## DATA LINES:
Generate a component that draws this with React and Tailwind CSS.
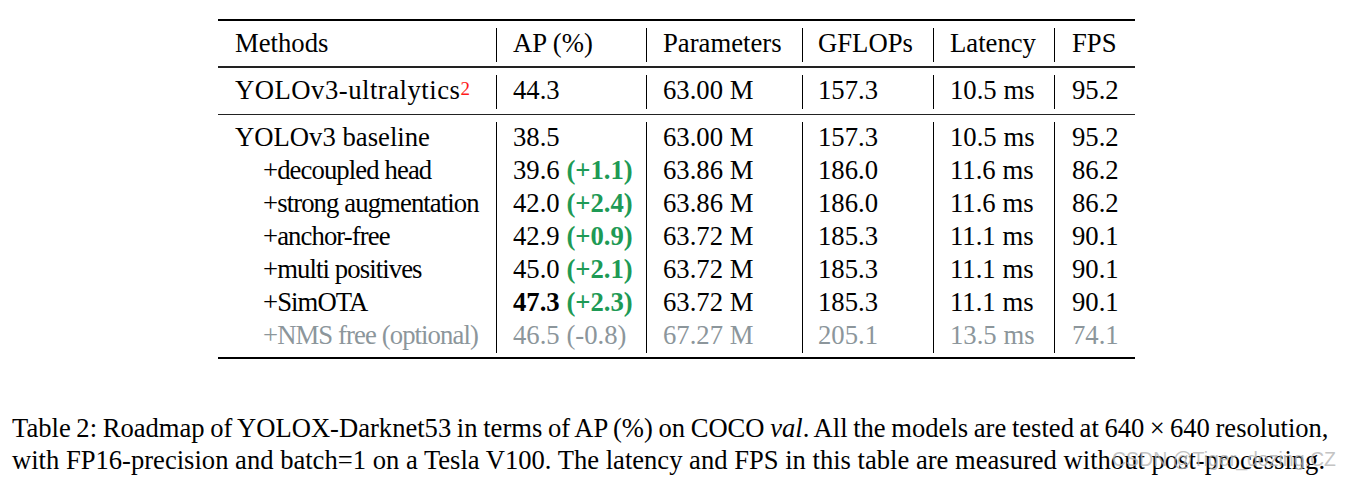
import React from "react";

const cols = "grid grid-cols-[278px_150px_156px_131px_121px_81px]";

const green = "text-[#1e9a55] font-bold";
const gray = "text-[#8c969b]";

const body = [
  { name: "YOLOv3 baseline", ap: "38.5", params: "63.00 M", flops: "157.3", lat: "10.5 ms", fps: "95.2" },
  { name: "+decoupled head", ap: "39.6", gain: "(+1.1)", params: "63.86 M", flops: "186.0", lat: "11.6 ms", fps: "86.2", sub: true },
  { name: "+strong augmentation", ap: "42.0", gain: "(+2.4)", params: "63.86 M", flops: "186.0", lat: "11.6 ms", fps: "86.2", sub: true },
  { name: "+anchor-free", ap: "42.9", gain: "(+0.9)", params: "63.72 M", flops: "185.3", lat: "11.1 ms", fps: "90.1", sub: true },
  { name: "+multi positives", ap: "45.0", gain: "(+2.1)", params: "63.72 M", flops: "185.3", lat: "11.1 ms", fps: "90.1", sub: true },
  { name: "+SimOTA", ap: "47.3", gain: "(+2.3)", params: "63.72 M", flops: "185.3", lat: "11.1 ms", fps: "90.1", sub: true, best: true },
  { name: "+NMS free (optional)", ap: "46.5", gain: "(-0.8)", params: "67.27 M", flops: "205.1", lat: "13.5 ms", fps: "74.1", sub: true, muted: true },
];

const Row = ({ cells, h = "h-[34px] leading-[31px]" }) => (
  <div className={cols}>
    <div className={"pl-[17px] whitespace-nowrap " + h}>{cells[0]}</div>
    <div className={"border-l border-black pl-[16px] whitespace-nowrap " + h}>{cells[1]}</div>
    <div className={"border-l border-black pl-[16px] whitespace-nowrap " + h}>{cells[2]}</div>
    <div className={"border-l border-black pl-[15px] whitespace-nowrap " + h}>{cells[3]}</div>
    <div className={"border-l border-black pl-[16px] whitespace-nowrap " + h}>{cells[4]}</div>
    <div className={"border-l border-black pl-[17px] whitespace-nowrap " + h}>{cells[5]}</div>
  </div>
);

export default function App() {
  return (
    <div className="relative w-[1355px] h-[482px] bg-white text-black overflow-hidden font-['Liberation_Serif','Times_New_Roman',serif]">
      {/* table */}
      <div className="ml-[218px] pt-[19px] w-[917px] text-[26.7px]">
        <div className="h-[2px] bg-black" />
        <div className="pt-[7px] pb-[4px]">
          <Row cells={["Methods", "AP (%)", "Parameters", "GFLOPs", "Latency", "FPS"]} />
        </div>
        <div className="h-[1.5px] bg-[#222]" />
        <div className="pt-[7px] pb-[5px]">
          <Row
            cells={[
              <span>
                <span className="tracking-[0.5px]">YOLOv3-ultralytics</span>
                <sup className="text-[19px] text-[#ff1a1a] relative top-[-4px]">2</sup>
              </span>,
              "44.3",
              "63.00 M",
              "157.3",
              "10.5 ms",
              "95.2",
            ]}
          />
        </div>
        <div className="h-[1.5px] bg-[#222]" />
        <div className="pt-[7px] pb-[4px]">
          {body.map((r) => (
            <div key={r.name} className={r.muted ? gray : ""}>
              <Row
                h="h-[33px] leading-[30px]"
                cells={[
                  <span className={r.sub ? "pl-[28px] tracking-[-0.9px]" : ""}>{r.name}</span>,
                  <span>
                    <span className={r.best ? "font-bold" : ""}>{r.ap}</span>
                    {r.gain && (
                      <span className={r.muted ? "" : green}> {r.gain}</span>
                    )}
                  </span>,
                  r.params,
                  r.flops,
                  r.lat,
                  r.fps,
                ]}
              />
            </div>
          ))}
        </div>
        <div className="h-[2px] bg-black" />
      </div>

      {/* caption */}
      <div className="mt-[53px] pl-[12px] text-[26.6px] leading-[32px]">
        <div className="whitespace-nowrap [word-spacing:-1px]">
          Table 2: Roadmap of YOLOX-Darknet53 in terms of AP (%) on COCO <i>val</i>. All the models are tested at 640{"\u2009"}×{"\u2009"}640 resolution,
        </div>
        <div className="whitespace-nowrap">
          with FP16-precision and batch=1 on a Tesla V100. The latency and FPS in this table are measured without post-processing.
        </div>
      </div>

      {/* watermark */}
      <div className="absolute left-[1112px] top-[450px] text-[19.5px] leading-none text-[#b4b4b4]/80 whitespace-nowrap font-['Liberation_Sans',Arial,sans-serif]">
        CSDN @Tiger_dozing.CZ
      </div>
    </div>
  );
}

## DESCRIPTION OF THE TASK:
Extract every line containing the string "with" from the material.

## CORRECT RESPONSE:
Generate a component that draws this with React and Tailwind CSS.
          with FP16-precision and batch=1 on a Tesla V100. The latency and FPS in this table are measured without post-processing.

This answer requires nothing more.